Entirely new styles of application built ontop of MCollective


Now that the MCollective messaging has been abstracted out of core it would be fairly easy to apply MCollective to non request/response style systems. We can use MCollective libraries to just transport arbitrary data between 2 processes. This will be done using the security, serialization and connector plugins meaning that you can write generic code and just reuse my libraries to have pluggable security and network capabilities.

The system now supports sending requests and reading the replies elsewhere. For a web based system this would allow a 100% async model. You could send your request from the web page and have the replies spool into a temporary storage like a NoSQL database where you show the result sets using paging and traditional web approaches. This combined with arbitrary discovery sources means an entirely new kind of web application can be built using MCollective RPC that’s very fast, responsive and feature rich

Conclusion


That’s a quick intro to the new messaging rewrite covering just a few areas it’s already improved.
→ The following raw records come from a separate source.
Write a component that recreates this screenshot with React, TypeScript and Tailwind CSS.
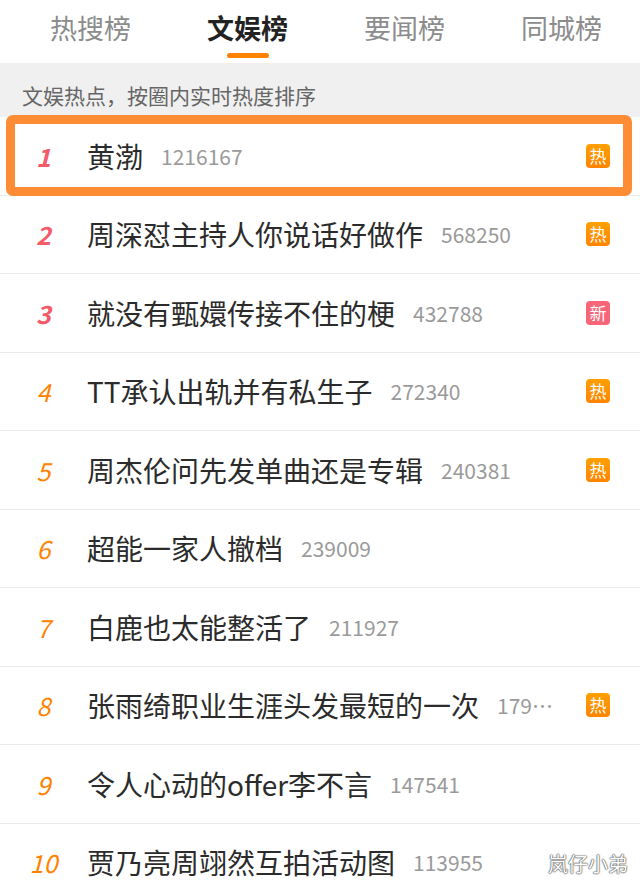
import React from 'react';

// --- データ ---
const TABS = ['热搜榜', '文娱榜', '要闻榜', '同城榜'];
const ACTIVE_TAB = 1;

type Badge = '热' | '新' | null;

const ITEMS: { title: string; heat: string; badge: Badge }[] = [
  { title: '黄渤', heat: '1216167', badge: '热' },
  { title: '周深怼主持人你说话好做作', heat: '568250', badge: '热' },
  { title: '就没有甄嬛传接不住的梗', heat: '432788', badge: '新' },
  { title: 'TT承认出轨并有私生子', heat: '272340', badge: '热' },
  { title: '周杰伦问先发单曲还是专辑', heat: '240381', badge: '热' },
  { title: '超能一家人撤档', heat: '239009', badge: null },
  { title: '白鹿也太能整活了', heat: '211927', badge: null },
  { title: '张雨绮职业生涯头发最短的一次', heat: '179421', badge: '热' },
  { title: '令人心动的offer李不言', heat: '147541', badge: null },
  { title: '贾乃亮周翊然互拍活动图', heat: '113955', badge: null },
];

const FONT = "font-['Noto_Sans_CJK_SC','Noto_Sans',sans-serif]";

const RankBadge = ({ type }: { type: Badge }) => {
  if (!type) return null;
  const bg = type === '新' ? 'bg-[#f96578]' : 'bg-gradient-to-b from-[#ffa000] to-[#ff8400]';
  return (
    <span className={`shrink-0 ml-[27px] w-[24px] h-[24px] rounded-[4px] ${bg} text-white text-[17px] leading-[24px] text-center`}>
      {type}
    </span>
  );
};

const Row = ({ index, item }: { index: number; item: typeof ITEMS[number] }) => {
  const top3 = index < 3;
  return (
    <div className="h-[78.5px] flex items-center pr-[30px] border-b border-[#ebebeb]">
      <span
        className={`w-[87px] shrink-0 text-center italic text-[25px] leading-[30px] ${
          top3 ? 'font-bold text-[#f45a68]' : 'text-[#ff8200]'
        }`}
      >
        {index + 1}
      </span>
      <span className="shrink-0 text-[28px] leading-[36px] text-[#2b2b2b] whitespace-nowrap">{item.title}</span>
      <span className="flex-1 min-w-0 ml-[18px] text-[21px] leading-[30px] text-[#9a9a9a] truncate">{item.heat}</span>
      <RankBadge type={item.badge} />
    </div>
  );
};

export default function App() {
  return (
    <div className={`w-[640px] h-[894px] overflow-hidden bg-white relative ${FONT}`}>
      {/* タブ */}
      <header className="h-[63px] flex pl-[12px]">
        {TABS.map((tab, i) => (
          <div key={tab} className="w-[157px] flex flex-col items-center pt-[11px]">
            <span
              className={`text-[27px] leading-[34px] ${
                i === ACTIVE_TAB ? 'font-bold text-[#222]' : 'text-[#8c8c8c]'
              }`}
            >
              {tab}
            </span>
            <span
              className={`mt-[8px] w-[42px] h-[5px] rounded-full ${
                i === ACTIVE_TAB ? 'bg-[#ff8200]' : 'bg-transparent'
              }`}
            />
          </div>
        ))}
      </header>

      <div className="h-[54px] bg-[#f0f0f0] pl-[22px] pt-[19px] text-[21px] leading-[26px] text-[#666]">
        文娱热点，按圈内实时热度排序
      </div>

      {/* リスト */}
      <div>
        {ITEMS.map((item, i) => (
          <div key={i} className="relative">
            <Row index={i} item={item} />
            {i === 0 && (
              <div className="absolute left-[6px] right-[8px] top-[-2px] bottom-[0px] border-[9px] border-[#fe8c35] rounded-[7px] pointer-events-none" />
            )}
          </div>
        ))}
      </div>

      <span className="absolute right-[12px] bottom-[20px] text-[20px] leading-none text-white [text-shadow:0_0_1px_#444,0_0_2px_#666,0_0_1px_#444]">
        岚仔小弟
      </span>
    </div>
  );
}
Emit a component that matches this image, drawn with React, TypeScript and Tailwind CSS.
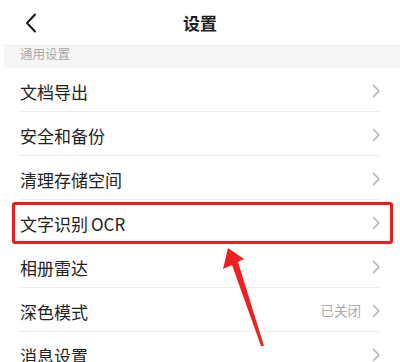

I’ll follow up with more in depth blog posts about some of the items mentioned above.

Having this mode doesn’t deprecate or invalidate the older broadcast mode, I still believe this is the right approach for zero config systems, still believe its method of degrading is the right way to build a certain kind of application and MCollective will remain suitable to those kinds of application. It will remain the default mode for a freshly installed MCollective client. The new mode enhances the existing capabilities.

A side effect of all of this rewriting is that the connectivity plugin is now in full control of how this is implemented paving the way for wider middleware support in the future. At the moment the only viable way to use this feature is to use ActiveMQ but we’ll add more plugins in the future.

Given the above statement Direct Addressing isn’t yet enabled by default but expect that to change in the next major release.